The concern is that China will make such a call on the basis of political considerations, as some other countries do with oil exports.

Economic Nationalism?

Chinese officials acknowledge they are cutting back on rare earth exports. They say it's a general policy, in order to preserve those minerals for their own industrial production. But Lieberthal, who served on the National Security Council under President Clinton, says even that explanation suggests that China is engaging in a kind of economic nationalism, because it means it does not trust the global market to provide for its future needs.

"China is effectively saying, 'We're not going to get into that game,' " Lieberthal says. " 'We're going to be self sufficient.' In the past, they said, 'We are a reliable long-term supplier of these rare earth metals,' so there's been a shift in the Chinese perspective here."

To the extent that China cuts back increasingly on its rare earth exports, it will be in a position to pick and choose its trading partners.
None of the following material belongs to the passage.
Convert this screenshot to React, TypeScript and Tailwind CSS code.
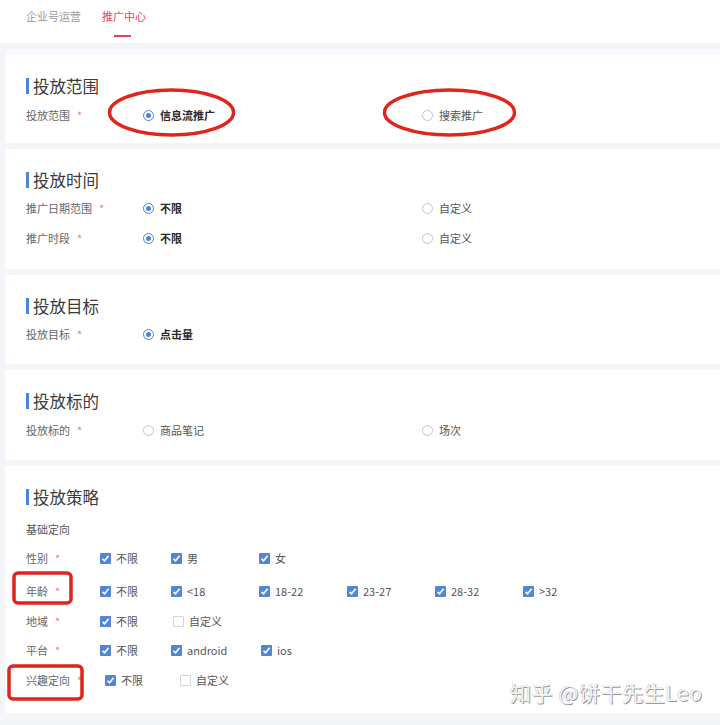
import React from "react";

const FONT = { fontFamily: '"Noto Sans CJK SC", "Noto Sans", sans-serif' };

function Radio({ checked, label, width }: { checked: boolean; label: string; width?: string }) {
  return (
    <div className={`flex items-center gap-[6px] ${width ?? ""}`}>
      {checked ? (
        <span className="flex h-[11px] w-[11px] items-center justify-center rounded-full border border-[#4a84d6] bg-white">
          <span className="h-[5px] w-[5px] rounded-full bg-[#4a84d6]" />
        </span>
      ) : (
        <span className="h-[11px] w-[11px] rounded-full border border-[#c4c4c4] bg-white" />
      )}
      <span className={checked ? "text-[11px] font-bold text-[#2a2a2a]" : "text-[11px] text-[#555]"}>{label}</span>
    </div>
  );
}

function Check({ checked, label, width }: { checked: boolean; label: string; width: string }) {
  return (
    <div className={`flex items-center gap-[5px] ${width}`}>
      {checked ? (
        <span className="flex h-[11px] w-[11px] items-center justify-center rounded-[1px] bg-[#4f86d8]">
          <svg width="9" height="9" viewBox="0 0 9 9">
            <path d="M1.5 4.8 L3.6 6.8 L7.6 1.8" fill="none" stroke="#fff" strokeWidth="1.6" />
          </svg>
        </span>
      ) : (
        <span className="h-[11px] w-[11px] rounded-[1px] border border-[#d6d6d6] bg-white" />
      )}
      <span className="text-[11px] text-[#555]">{label}</span>
    </div>
  );
}

function Label({ text, width }: { text: string; width: string }) {
  return (
    <div className={`flex items-center ${width} text-[11px] text-[#666]`}>
      <span>{text}</span>
      <span className="ml-[7px] text-[#f07a7a]">*</span>
    </div>
  );
}

function Title({ text }: { text: string }) {
  return (
    <div className="flex h-[20px] items-center">
      <span className="h-[16px] w-[3px] bg-[#4a84d6]" />
      <span className="ml-[4px] text-[16.5px] leading-[20px] text-[#3a3a3a]">{text}</span>
    </div>
  );
}

function Card({ children, className }: { children: React.ReactNode; className?: string }) {
  return <div className={`ml-[5px] bg-white pl-[21px] pt-[21px] ${className ?? ""}`}>{children}</div>;
}

function RadioRow({ label, a, b }: { label: string; a: [string, boolean]; b?: [string, boolean] }) {
  return (
    <div className="flex h-[30px] items-center">
      <Label text={label} width="w-[117px]" />
      <Radio checked={a[1]} label={a[0]} width="w-[279px]" />
      {b && <Radio checked={b[1]} label={b[0]} />}
    </div>
  );
}

export default function App() {
  return (
    <div className="relative h-[725px] w-[720px] overflow-hidden bg-[#f3f5f9]" style={FONT}>
      {/* top nav */}
      <div className="relative h-[43px] bg-white">
        <div className="flex items-center pl-[26px] pt-[8px] text-[11px]">
          <span className="text-[#9a9a9a]">企业号运营</span>
          <span className="ml-[21px] text-[#e2445c]">推广中心</span>
        </div>
        <div className="absolute left-[114px] top-[35px] h-[2px] w-[17px] bg-[#e2445c]" />
      </div>
      <div className="h-[6px]" />
      <div className="ml-[5px] h-[6px] bg-[#f8f9fc]" />

      <div className="flex flex-col gap-[6px]">
        <Card className="h-[88px]">
          <Title text="投放范围" />
          <div className="mt-[4px]">
            <RadioRow label="投放范围" a={["信息流推广", true]} b={["搜索推广", false]} />
          </div>
        </Card>

        <Card className="h-[120px]">
          <Title text="投放时间" />
          <div className="mt-[3px]">
            <RadioRow label="推广日期范围" a={["不限", true]} b={["自定义", false]} />
            <RadioRow label="推广时段" a={["不限", true]} b={["自定义", false]} />
          </div>
        </Card>

        <Card className="h-[89px]">
          <Title text="投放目标" />
          <div className="mt-[3px]">
            <RadioRow label="投放目标" a={["点击量", true]} />
          </div>
        </Card>

        <Card className="h-[90px]">
          <Title text="投放标的" />
          <div className="mt-[4px]">
            <RadioRow label="投放标的" a={["商品笔记", false]} b={["场次", false]} />
          </div>
        </Card>

        <Card className="h-[247px]">
          <Title text="投放策略" />
          <div className="mt-[7px] flex h-[30px] items-center text-[11px] text-[#555]">基础定向</div>
          <div className="flex h-[29px] items-center">
            <Label text="性别" width="w-[74px]" />
            <Check checked label="不限" width="w-[71px]" />
            <Check checked label="男" width="w-[88px]" />
            <Check checked label="女" width="w-[88px]" />
          </div>
          <div className="mt-[3px] flex h-[30px] items-center">
            <Label text="年龄" width="w-[74px]" />
            <Check checked label="不限" width="w-[71px]" />
            <Check checked label="<18" width="w-[88px]" />
            <Check checked label="18-22" width="w-[88px]" />
            <Check checked label="23-27" width="w-[88px]" />
            <Check checked label="28-32" width="w-[88px]" />
            <Check checked label=">32" width="w-[88px]" />
          </div>
          <div className="flex h-[30px] items-center">
            <Label text="地域" width="w-[74px]" />
            <Check checked label="不限" width="w-[73px]" />
            <Check checked={false} label="自定义" width="w-[88px]" />
          </div>
          <div className="flex h-[29px] items-center">
            <Label text="平台" width="w-[74px]" />
            <Check checked label="不限" width="w-[71px]" />
            <Check checked label="android" width="w-[90px]" />
            <Check checked label="ios" width="w-[88px]" />
          </div>
          <div className="flex h-[30px] items-center">
            <Label text="兴趣定向" width="w-[79px]" />
            <Check checked label="不限" width="w-[75px]" />
            <Check checked={false} label="自定义" width="w-[88px]" />
          </div>
        </Card>
      </div>

      {/* annotations */}
      <svg className="pointer-events-none absolute left-0 top-0" width="720" height="725">
        <ellipse cx="171.5" cy="112.5" rx="62" ry="22.5" fill="none" stroke="#e0251c" strokeWidth="3.5" />
        <ellipse cx="449.5" cy="112.5" rx="65" ry="22.5" fill="none" stroke="#e0251c" strokeWidth="3.5" />
        <rect x="14" y="573" width="57" height="30" rx="4" fill="none" stroke="#e0251c" strokeWidth="3.5" />
        <rect x="9" y="666" width="73" height="33" rx="4" fill="none" stroke="#e0251c" strokeWidth="3.5" />
      </svg>

      {/* watermark */}
      <div className="absolute left-[510px] top-[678px] text-[21px] leading-[28px] tracking-[0.6px] text-[#f6f6f6] [text-shadow:1px_1px_0_#999,-0.5px_-0.5px_0_#c8c8c8]">
        知乎 @饼干先生Leo
      </div>
    </div>
  );
}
A Reliable Trading Partner?

"One could imagine that you're a Ministry of Commerce official supervising the export of limited supplies," says Huang, now at the Carnegie Endowment for International Peace. "You have a choice between serving buyers where you feel the country's diplomatic relationships are strong -- you might be more willing to be flexible in those cases -- and where you have political tensions or problems, you might very well say, 'Well, why should we do anything for you?' "

Such differentiation based on political preferences, however, could taint China's reputation as a reliable trading partner.

"Since the 1970s, we've had a Chinese leadership whose [international] legitimacy has been predicated on continued growth and continued openness and reliable participation in the international market," says Kevin Nealer, a China analyst at the Scowcroft Group. "If those factors are brought into serious question and it looks like politics and economic nativism trump the bet on internationalism, that changes the game."